■ YOUR TASK
In the listing below, pick out lines with "this".
· · · · ·
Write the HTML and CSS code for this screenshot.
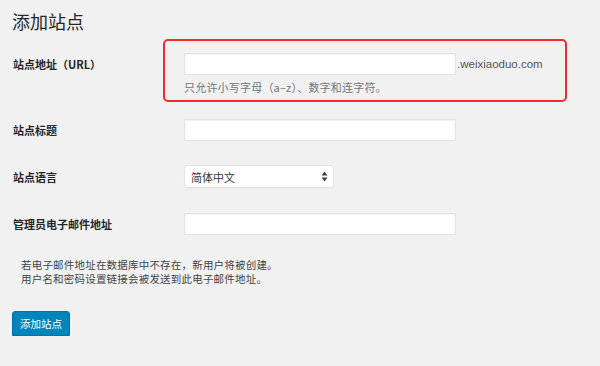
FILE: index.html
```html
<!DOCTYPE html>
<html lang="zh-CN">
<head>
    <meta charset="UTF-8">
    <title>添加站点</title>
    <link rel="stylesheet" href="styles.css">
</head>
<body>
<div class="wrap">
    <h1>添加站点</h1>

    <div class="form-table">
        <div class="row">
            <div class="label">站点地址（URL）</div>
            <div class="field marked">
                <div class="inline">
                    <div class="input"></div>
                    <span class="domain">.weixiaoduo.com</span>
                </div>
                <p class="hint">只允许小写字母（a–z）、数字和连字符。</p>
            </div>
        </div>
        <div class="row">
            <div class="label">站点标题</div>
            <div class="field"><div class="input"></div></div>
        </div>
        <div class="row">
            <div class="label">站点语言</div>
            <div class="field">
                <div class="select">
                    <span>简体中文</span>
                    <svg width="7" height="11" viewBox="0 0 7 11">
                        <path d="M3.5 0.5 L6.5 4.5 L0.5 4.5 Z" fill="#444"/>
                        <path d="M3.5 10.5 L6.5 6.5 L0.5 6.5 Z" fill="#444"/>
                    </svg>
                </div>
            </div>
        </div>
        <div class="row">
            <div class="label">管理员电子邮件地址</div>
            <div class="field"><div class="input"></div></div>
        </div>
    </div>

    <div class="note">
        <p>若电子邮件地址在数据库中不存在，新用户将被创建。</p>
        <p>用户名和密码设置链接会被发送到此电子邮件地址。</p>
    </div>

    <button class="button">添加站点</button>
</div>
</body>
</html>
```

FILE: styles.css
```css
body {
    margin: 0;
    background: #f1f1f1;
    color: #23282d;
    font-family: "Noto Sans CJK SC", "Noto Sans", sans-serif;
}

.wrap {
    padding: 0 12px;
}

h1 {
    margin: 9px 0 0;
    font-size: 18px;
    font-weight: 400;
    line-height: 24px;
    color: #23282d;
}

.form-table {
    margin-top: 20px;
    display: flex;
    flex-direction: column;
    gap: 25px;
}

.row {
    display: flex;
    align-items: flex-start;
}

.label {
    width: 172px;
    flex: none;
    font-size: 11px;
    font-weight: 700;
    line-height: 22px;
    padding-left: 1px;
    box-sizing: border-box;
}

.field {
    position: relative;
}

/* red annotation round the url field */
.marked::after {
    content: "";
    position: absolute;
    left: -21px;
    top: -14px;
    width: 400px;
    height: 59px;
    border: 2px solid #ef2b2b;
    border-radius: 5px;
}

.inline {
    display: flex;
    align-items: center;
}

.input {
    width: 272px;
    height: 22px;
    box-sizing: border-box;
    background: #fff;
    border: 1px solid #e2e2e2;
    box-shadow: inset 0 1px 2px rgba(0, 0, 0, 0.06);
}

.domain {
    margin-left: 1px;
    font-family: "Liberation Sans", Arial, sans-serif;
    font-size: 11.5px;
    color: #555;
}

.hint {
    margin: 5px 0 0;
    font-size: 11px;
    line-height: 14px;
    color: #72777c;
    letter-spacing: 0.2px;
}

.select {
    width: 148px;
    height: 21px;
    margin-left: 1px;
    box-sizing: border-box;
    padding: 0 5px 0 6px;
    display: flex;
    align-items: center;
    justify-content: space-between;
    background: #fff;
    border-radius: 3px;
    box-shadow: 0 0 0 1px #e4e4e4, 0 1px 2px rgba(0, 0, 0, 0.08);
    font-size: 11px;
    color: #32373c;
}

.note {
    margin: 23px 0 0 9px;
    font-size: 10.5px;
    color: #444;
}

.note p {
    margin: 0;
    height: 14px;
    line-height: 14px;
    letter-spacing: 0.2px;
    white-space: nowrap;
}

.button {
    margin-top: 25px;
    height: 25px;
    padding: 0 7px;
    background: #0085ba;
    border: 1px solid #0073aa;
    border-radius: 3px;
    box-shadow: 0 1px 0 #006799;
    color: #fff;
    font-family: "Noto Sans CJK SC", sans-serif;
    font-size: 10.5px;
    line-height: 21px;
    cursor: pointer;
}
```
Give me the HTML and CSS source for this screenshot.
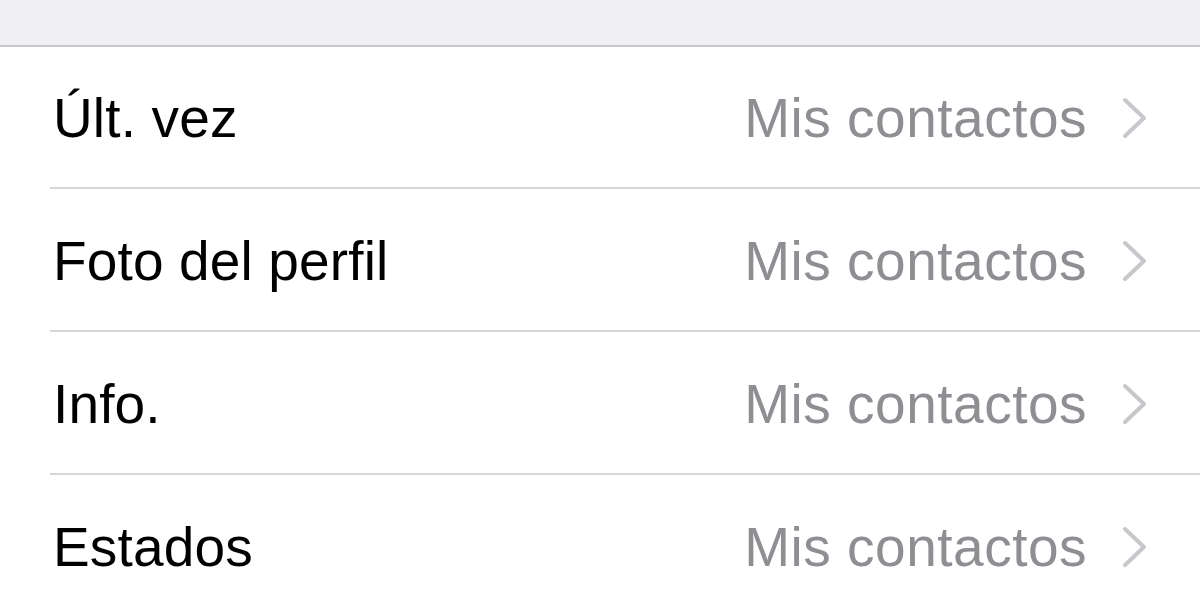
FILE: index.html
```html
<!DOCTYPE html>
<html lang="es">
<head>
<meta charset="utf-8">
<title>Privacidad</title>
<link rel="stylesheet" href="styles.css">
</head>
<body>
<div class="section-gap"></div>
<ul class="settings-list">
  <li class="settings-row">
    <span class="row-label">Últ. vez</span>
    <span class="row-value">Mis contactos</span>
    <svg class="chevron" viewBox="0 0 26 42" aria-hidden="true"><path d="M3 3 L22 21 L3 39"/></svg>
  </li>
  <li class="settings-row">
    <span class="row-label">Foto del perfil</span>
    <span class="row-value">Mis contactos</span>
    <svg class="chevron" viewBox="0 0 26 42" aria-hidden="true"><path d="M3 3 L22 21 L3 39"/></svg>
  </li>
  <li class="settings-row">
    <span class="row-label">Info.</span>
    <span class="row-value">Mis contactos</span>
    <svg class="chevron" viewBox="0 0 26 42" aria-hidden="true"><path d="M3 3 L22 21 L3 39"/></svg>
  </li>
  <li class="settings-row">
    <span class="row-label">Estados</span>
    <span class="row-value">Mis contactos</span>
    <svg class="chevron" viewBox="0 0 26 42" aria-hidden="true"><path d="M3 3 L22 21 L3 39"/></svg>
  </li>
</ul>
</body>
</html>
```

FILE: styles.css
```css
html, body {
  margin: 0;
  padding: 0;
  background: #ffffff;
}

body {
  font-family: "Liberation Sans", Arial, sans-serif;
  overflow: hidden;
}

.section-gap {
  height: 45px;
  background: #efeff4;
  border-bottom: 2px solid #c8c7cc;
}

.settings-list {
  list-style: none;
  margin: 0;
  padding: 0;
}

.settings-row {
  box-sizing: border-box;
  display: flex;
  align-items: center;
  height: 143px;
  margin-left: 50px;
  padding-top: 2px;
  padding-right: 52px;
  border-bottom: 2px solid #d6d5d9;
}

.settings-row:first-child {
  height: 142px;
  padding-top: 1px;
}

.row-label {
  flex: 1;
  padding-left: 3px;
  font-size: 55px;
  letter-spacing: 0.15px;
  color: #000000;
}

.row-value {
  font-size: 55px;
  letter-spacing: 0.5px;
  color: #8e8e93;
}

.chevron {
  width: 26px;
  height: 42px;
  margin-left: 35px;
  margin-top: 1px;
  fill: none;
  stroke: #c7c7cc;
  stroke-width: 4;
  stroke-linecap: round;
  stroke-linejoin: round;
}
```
· · · · ·
■ WRITTEN ANSWER
Write the HTML and CSS code for this screenshot.
Give me the HTML and CSS source for this screenshot.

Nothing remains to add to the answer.